Человек призван к сотворению себя и своей жизни, – именно в этом заключается смысл его онтологической свободы. И здесь – точно так же, как и в творчестве художественном – действительная новизна рождается только из глубин традиции. Всякий оригинал (не копия) именно постольку оригинален (originalis), поскольку связан с неким началом, первоистоком (origo). Связь же с первоначалами человеческого бытия и человеческой культуры как раз и обеспечивает традиция (от trado – несу), – несение опыта переживания этих первоначал. И единственный способ этот опыт нести, – это его освоение: необходимо войти внутрь традиции, зажить ею, обрести в ней живое единство со смыслообразующими первоосновами человеческого бытия. И все это – для того, чтобы оказаться способным сказать в своей жизни свое – не заемное – Слово, чтобы прожить свою собственную, а не «как у других» жизнь, чтобы дать возможность своим детям, следующему поколению не утратить этой живой связи со смыслом бытия, точнее, – дать возможность этому смыслу дойти до них через мою жизнь.

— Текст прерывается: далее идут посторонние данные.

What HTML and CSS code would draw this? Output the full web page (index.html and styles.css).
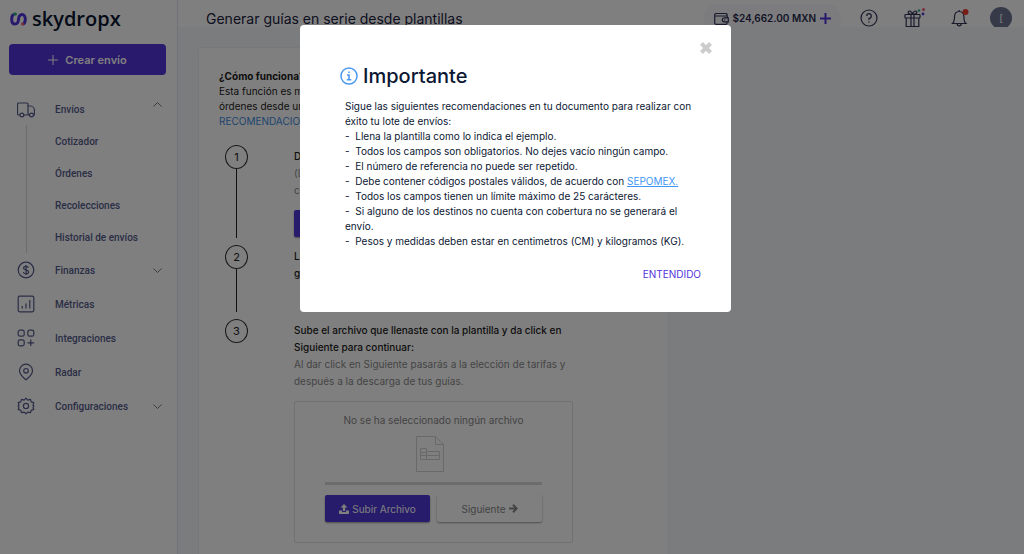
FILE: index.html
```
<!DOCTYPE html>
<html lang="es">
<head>
    <meta charset="UTF-8">
    <meta name="viewport" content="width=device-width, initial-scale=1.0">
    <title>Skydropx - Generar guías en serie</title>

    <link rel="stylesheet" href="styles.css">
</head>
<body>
    <div class="app">
        <!-- Sidebar -->
        <aside class="sidebar">
            <a class="logo" href="#">
                <svg width="17" height="14" viewBox="0 0 17 14" fill="none" stroke-width="3" stroke-linecap="round">
                    <path d="M3.500 2.500C2 3.300 1.700 4.500 1.700 7.500c0 6 6.300 6.200 6.800 0 .5-6.500 6.800-6.500 6.800-.5 0 3-.6 4.200-1.800 4.800" stroke="#5234dc"/>
                    <path d="M4.500 2h1" stroke="#2fa98c"/>
                    <path d="M12.500 12h.2" stroke="#ef5b78"/>
                </svg>
                <span>skydropx</span>
            </a>

            <button class="create-btn" type="button">
                <svg width="10" height="10" viewBox="0 0 10 10" stroke="currentColor"><path d="M5 0v10M0 5h10"/></svg>
                Crear envío
            </button>

            <nav>
                <ul class="menu">
                    <li class="open">
                        <a href="#">
                            <svg class="icon" viewBox="0 0 18 18"><path d="M3 15H1.700a1.200 1.200 0 0 1-1.200-1.200V4.200A1.200 1.200 0 0 1 1.700 3h8.100A1.200 1.200 0 0 1 11 4.200V15H6.800M11 6h2.500c2.500 0 4 2.500 4 5v4h-1.200M11 15h1.800"/><circle cx="4.900" cy="15" r="1.900"/><circle cx="14.500" cy="15" r="1.900"/></svg>
                            <span>Envíos</span>
                            <svg class="chevron up" viewBox="0 0 9 5"><path d="M.5 4.500l4-4 4 4"/></svg>
                        </a>
                        <ul class="submenu">
                            <li><a href="#">Cotizador</a></li>
                            <li><a href="#">Órdenes</a></li>
                            <li><a href="#">Recolecciones</a></li>
                            <li><a href="#">Historial de envíos</a></li>
                        </ul>
                    </li>
                    <li>
                        <a href="#">
                            <svg class="icon" viewBox="0 0 18 18"><circle cx="9" cy="9" r="7.800"/><path d="M11.500 6.700C11.200 5.700 10.200 5.300 9 5.300c-1.500 0-2.500.7-2.500 1.800C6.500 9.500 11.600 8.300 11.600 10.900c0 1.100-1.100 1.900-2.600 1.900-1.300 0-2.400-.6-2.700-1.700M9 4v10"/></svg>
                            <span>Finanzas</span>
                            <svg class="chevron" viewBox="0 0 9 5"><path d="M.5.5l4 4 4-4"/></svg>
                        </a>
                    </li>
                    <li>
                        <a href="#">
                            <svg class="icon" viewBox="0 0 18 18"><rect x="1.200" y="1.200" width="15.600" height="15.600" rx="1.500"/><path d="M5.200 11v2.500M9 8.500v5M12.800 5v8.500"/></svg>
                            <span>Métricas</span>
                        </a>
                    </li>
                    <li>
                        <a href="#">
                            <svg class="icon" viewBox="0 0 18 18"><rect x="1.200" y="1.200" width="6" height="6" rx="1.800"/><rect x="10.800" y="1.200" width="6" height="6" rx="1.800"/><rect x="1.200" y="10.800" width="6" height="6" rx="1.800"/><path d="M13.800 10.500v6.600M10.500 13.800h6.600"/></svg>
                            <span>Integraciones</span>
                        </a>
                    </li>
                    <li>
                        <a href="#">
                            <svg class="icon" viewBox="0 0 18 18"><path d="M9 16.800C6.500 14.600 2.500 11.800 2.500 7.700a6.500 6.500 0 0 1 13 0C15.500 11.800 11.500 14.600 9 16.800z"/><circle cx="9" cy="7.800" r="2.300"/></svg>
                            <span>Radar</span>
                        </a>
                    </li>
                    <li>
                        <a href="#">
                            <svg class="icon" viewBox="0 0 18 18" stroke-linejoin="round"><path d="M9 1.200l1.800 1.900 2.700-.8.700 2.600 2.600.7-.8 2.600L16.900 9l-.9 1.800.8 1.600-2.600 1-.7 2.300-2.700-.6L9 16.800l-1.800-1.700-2.700.6-.7-2.300-2.600-1 .8-1.600L1.100 9 2 8.200l-.8-2.600 2.600-.7.700-2.600 2.700.8z"/><circle cx="9" cy="9" r="2.600"/></svg>
                            <span>Configuraciones</span>
                            <svg class="chevron" viewBox="0 0 9 5"><path d="M.5.5l4 4 4-4"/></svg>
                        </a>
                    </li>
                </ul>
            </nav>
        </aside>

        <!-- Main Content -->
        <div class="content">
            <header class="topbar">
                <div class="topbar-row">
                    <h1>Generar guías en serie desde plantillas</h1>
                    <div class="topbar-actions">
                        <button class="balance" type="button">
                            <svg width="15" height="13" viewBox="0 0 15 13" fill="none" stroke="#33365a" stroke-width="1.200"><path d="M13 4V2.500a1 1 0 0 0-1-1H2A1.300 1.300 0 0 0 .7 2.700v8A1.500 1.500 0 0 0 2.200 12.300H12a1 1 0 0 0 1-1V10M1 4h12.300v1.500M14.300 5.800h-4a2 2 0 0 0 0 4h4z"/><path d="M10.300 7.800h1"/></svg>
                            $24,662.00 MXN
                            <svg width="11" height="11" viewBox="0 0 11 11" stroke="#5234dc" stroke-width="2"><path d="M5.500 0v11M0 5.500h11"/></svg>
                        </button>
                        <button class="icon-btn" type="button" aria-label="Ayuda">
                            <svg width="18" height="18" viewBox="0 0 18 18"><circle cx="9" cy="9" r="8"/><path d="M6.700 7A2.300 2.300 0 1 1 9 9.300v1.600M9 12.200v1.300"/></svg>
                        </button>
                        <button class="icon-btn gift" type="button" aria-label="Regalos">
                            <svg width="22" height="20" viewBox="0 0 22 20"><rect x="1" y="6.500" width="15" height="3.500" rx=".5"/><path d="M2.200 10v8.500h12.600V10M7 6.500v12M10 6.500v12M8.500 6.300C5 6.500 3.800 5 4.300 3.800c.7-1.600 3.500-.8 4.200 2.500.7-3.300 3.500-4.100 4.200-2.500.5 1.200-.7 2.700-4.200 2.500z"/><g stroke="none"><circle cx="15" cy="2.500" r="1.300" fill="#2fa98c"/><circle cx="19.500" cy="1.500" r="1.500" fill="#ef5b78"/><circle cx="19" cy="6" r="1.400" fill="#5234dc"/></g></svg>
                        </button>
                        <button class="icon-btn bell" type="button" aria-label="Notificaciones">
                            <svg width="18" height="20" viewBox="0 0 18 20"><path d="M1.500 15.500c1.800-1.500 2-3 2-6.500 0-3.300 1.900-5.500 4.700-5.500s4.700 2.200 4.700 5.500c0 3.500.2 5 2 6.500zM6.200 15.800a2 2 0 0 0 4 0M8.200 3.500V2"/><circle cx="14.500" cy="4" r="3" fill="#f03a2e" stroke="none"/></svg>
                        </button>
                        <button class="avatar" type="button">[</button>
                    </div>
                </div>
            </header>

            <main class="card">
                <div class="intro">
                    <h2>¿Cómo funciona?</h2>
                    <p>Esta función es más<br>órdenes desde un<br><a href="#">RECOMENDACIONES</a></p>
                </div>

                <ol class="steps">
                    <li class="step">
                        <div class="marker"><span>1</span></div>
                        <div class="step-body">
                            <p>Descarga</p>
                            <p class="hint">(La<br>con</p>
                            <button class="btn primary" type="button" aria-label="Descargar plantilla"></button>
                        </div>
                    </li>
                    <li class="step">
                        <div class="marker"><span>2</span></div>
                        <div class="step-body">
                            <p>Llena<br>guía</p>
                        </div>
                    </li>
                    <li class="step">
                        <div class="marker"><span>3</span></div>
                        <div class="step-body">
                            <p>Sube el archivo que llenaste con la plantilla y da click en Siguiente para continuar:</p>
                            <p class="hint">Al dar click en Siguiente pasarás a la elección de tarifas y después a la descarga de tus guías.</p>
                            <div class="upload-box">
                                <p>No se ha seleccionado ningún archivo</p>
                                <svg class="file-icon" width="36" height="36" viewBox="0 0 36 36" fill="none" stroke="#d2d2d2"><path d="M.5.500h19l8 8v27H.5zM19.500.500v8h8M4.500 12.500h6v11h-6zM10.500 15.500h13v8h-13M4.500 16.500h6M4.500 19.500h19"/></svg>
                                <div class="progress"></div>
                                <div class="upload-actions">
                                    <button class="btn primary" type="button">
                                        <svg width="10" height="10" viewBox="0 0 10 10" fill="currentColor"><path d="M5 0l3.500 3.500H6.200V7H3.800V3.500H1.500zM0 6.500h3V8h4V6.500h3V10H0z"/></svg>
                                        Subir Archivo
                                    </button>
                                    <button class="btn next" type="button">
                                        Siguiente
                                        <svg width="9" height="9" viewBox="0 0 9 9" fill="none" stroke="currentColor" stroke-width="2"><path d="M0 4.500h7.500M4 .8l3.700 3.700L4 8.200"/></svg>
                                    </button>
                                </div>
                            </div>
                        </div>
                    </li>
                </ol>
            </main>
        </div>
    </div>

    <!-- Modal -->
    <div class="overlay">
        <div class="modal" role="dialog" aria-labelledby="modal-title">
            <button class="close" type="button" aria-label="Cerrar">
                <svg width="12" height="12" viewBox="0 0 12 12" stroke="#cccccc" stroke-width="4"><path d="M1.500 1.500l9 9M10.500 1.500l-9 9"/></svg>
            </button>
            <div class="modal-title">
                <svg width="18" height="18" viewBox="0 0 18 18" fill="none" stroke="#4a98f0" stroke-width="1.500"><circle cx="9" cy="9" r="8"/><path d="M7 8h2v4.500M6.800 12.700h4.500M8.200 5.300h1.600" stroke-width="1.600"/></svg>
                <h2 id="modal-title">Importante</h2>
            </div>
            <div class="modal-text">
                <p>Sigue las siguientes recomendaciones en tu documento para realizar con éxito tu lote de envíos:</p>
                <p>-&nbsp; Llena la plantilla como lo indica el ejemplo.</p>
                <p>-&nbsp; Todos los campos son obligatorios. No dejes vacío ningún campo.</p>
                <p>-&nbsp; El número de referencia no puede ser repetido.</p>
                <p>-&nbsp; Debe contener códigos postales válidos, de acuerdo con <a href="#">SEPOMEX.</a></p>
                <p>-&nbsp; Todos los campos tienen un límite máximo de 25 carácteres.</p>
                <p>-&nbsp; Si alguno de los destinos no cuenta con cobertura no se generará el envío.</p>
                <p>-&nbsp; Pesos y medidas deben estar en centimetros (CM) y kilogramos (KG).</p>
            </div>
            <button class="accept" type="button">ENTENDIDO</button>
        </div>
    </div>
</body>
</html>
```
FILE: styles.css
```
/* Basic reset */
* {
    margin: 0;
    padding: 0;
    box-sizing: border-box;
}

body {
    font-family: Inter, "Liberation Sans", sans-serif;
    font-size: 10px;
    color: #1a1a1a;
    background-color: #f6f9fd;
    overflow: hidden;
}

button {
    font-family: inherit;
    border: none;
    background: none;
    cursor: pointer;
}

a {
    color: inherit;
    text-decoration: none;
}

ul,
ol {
    list-style: none;
}

.app {
    display: flex;
    height: 100vh;
    overflow: hidden;
}

/* Sidebar */
.sidebar {
    flex: 0 0 178px;
    background-color: #fff;
    border-right: 1px solid #dfe5f0;
}

.logo {
    display: flex;
    align-items: center;
    gap: 5px;
    height: 36px;
    padding-left: 10px;
}

.logo svg {
    margin-top: 2px;
}

.logo span {
    font-family: "Open Sans", sans-serif;
    font-size: 20px;
    font-weight: 600;
    color: #0a1630;
}

.create-btn {
    display: flex;
    align-items: center;
    justify-content: center;
    gap: 7px;
    width: 157px;
    height: 31px;
    margin: 8px 0 18px 9px;
    border-radius: 4px;
    background-color: #5234dc;
    color: #fff;
    font-size: 11px;
    font-weight: 600;
}

.menu a {
    display: flex;
    align-items: center;
    height: 34px;
    padding: 0 15px 0 17px;
    color: #555b8c;
    font-family: Roboto, sans-serif;
    font-weight: 500;
}

.menu .open > a {
    height: 32px;
}

.menu span {
    flex: 1;
}

.icon {
    width: 18px;
    height: 18px;
    margin-right: 20px;
    fill: none;
    stroke: #555b8c;
    stroke-width: 1.2;
}

.chevron {
    width: 9px;
    height: 5px;
    fill: none;
    stroke: #777;
}

.chevron.up {
    margin-bottom: 9px;
}

.menu .submenu {
    margin-left: 26px;
    border-left: 1px solid #d8d8d8;
}

.menu .submenu a {
    height: 32px;
    padding-left: 28px;
}

/* Top bar */
.content {
    flex: 1;
    display: flex;
    flex-direction: column;
}

.topbar {
    flex: 0 0 27px;
    overflow: hidden;
    background-color: #fff;
}

.topbar-row {
    display: flex;
    align-items: center;
    justify-content: space-between;
    height: 36px;
    padding: 0 12px 0 28px;
}

.topbar h1 {
    font-size: 14px;
    font-weight: 400;
    color: #1a2140;
}

.topbar-actions {
    display: flex;
    align-items: center;
}

.balance {
    display: flex;
    align-items: center;
    gap: 4px;
    height: 28px;
    padding: 0 10px;
    margin-right: 19px;
    border-radius: 14px;
    background-color: #f8f8fc;
    color: #272b4d;
    font-size: 10px;
    font-weight: 600;
}

.icon-btn {
    display: flex;
    margin-right: 26px;
    fill: none;
}

.icon-btn svg {
    stroke: #33365a;
    stroke-width: 1.2;
}

.icon-btn.gift {
    margin-right: 25px;
}

.icon-btn.bell {
    margin-right: 21px;
}

.avatar {
    width: 22px;
    height: 22px;
    border-radius: 50%;
    background-color: #6c7391;
    color: #fff;
    font-size: 10px;
}

/* Card */
.card {
    flex: 1;
    max-width: 471px;
    margin: 20px 20px 0;
    padding: 21px 20px;
    background-color: #fff;
    border: 1px solid #f0f0f0;
    border-radius: 3px;
}

.intro {
    margin-bottom: 16px;
    line-height: 15px;
}

.intro h2 {
    font-size: 10px;
    font-weight: 700;
}

.intro a {
    color: #3c8ae0;
}

.step {
    display: flex;
    min-height: 74px;
}

.marker {
    display: flex;
    flex-direction: column;
    align-items: center;
    flex: 0 0 35px;
    margin-right: 40px;
}

.marker span {
    width: 23px;
    height: 24px;
    border: 1px solid #333;
    border-radius: 50%;
    font-size: 11px;
    line-height: 22px;
    text-align: center;
}

.step:not(:last-child) .marker::after {
    content: "";
    flex: 1;
    width: 1px;
    margin-bottom: 7px;
    background-color: #222;
}

.step-body {
    padding: 3px 0 8px;
    flex: 0 1 279px;
    font-size: 10px;
    font-weight: 500;
    line-height: 17px;
}

.hint {
    color: #8a8a8a;
    font-weight: 400;
}

.btn {
    display: flex;
    align-items: center;
    justify-content: center;
    gap: 3px;
    width: 105px;
    height: 27px;
    border-radius: 2px;
    font-size: 10px;
    box-shadow: 0 1px 2px rgba(0, 0, 0, 0.4);
}

.btn.primary {
    background-color: #4f38d6;
    color: #fff;
}

.btn.next {
    color: #888;
}

.hint + .btn {
    margin-top: 11px;
}

/* Upload box */
.upload-box {
    margin-top: 11px;
    padding: 10px 30px 20px;
    border: 1px solid #e2e2e2;
    border-radius: 2px;
    color: #888;
    font-weight: 400;
    text-align: center;
}

.file-icon {
    display: block;
    margin: 7px auto 10px;
}

.progress {
    height: 3px;
    margin-bottom: 10px;
    background-color: #d8d8d8;
}

.upload-actions {
    display: flex;
    justify-content: space-between;
}

/* Modal */
.overlay {
    position: fixed;
    inset: 0;
    display: flex;
    justify-content: center;
    align-items: flex-start;
    padding: 25px 0 0 7px;
    background-color: rgba(0, 0, 0, 0.5);
}

.modal {
    display: flex;
    flex-direction: column;
    width: 431px;
    padding: 17px 30px 30px 40px;
    border-radius: 4px;
    background-color: #fff;
    color: #0c1733;
}

.close {
    align-self: flex-end;
    display: flex;
    margin-right: -11px;
}

.modal-title {
    display: flex;
    align-items: center;
    gap: 5px;
    margin-top: 8px;
}

.modal-title h2 {
    font-size: 20px;
    font-weight: 500;
    line-height: 28px;
}

.modal-text {
    margin-top: 9px;
    padding-left: 5px;
    font-size: 10px;
    line-height: 15px;
}

.modal-text a {
    color: #3f97f5;
    text-decoration: underline;
}

.accept {
    align-self: flex-end;
    margin-top: 17px;
    color: #5234dc;
    font-size: 10px;
    line-height: 16px;
}
```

Смысл консерватизма – именно в хранении и продолжении традиции. Вовсе не реакционность и не сопротивление прогрессу образуют смысл консервативной идеологии. Сопротивление историческому и онтологическому беспамятству, сопротивление безмыслию и легкомыслию, которые ведут к выхолащиванию жизни, – вот ее смысл. Другими словами, творческое созидание и обогащение жизни, глубокая укорененность и живая цветущая сложность всех жизненных проявлений, то есть, – настоящая онтологическая свобода человека – вот смысл консерватизма.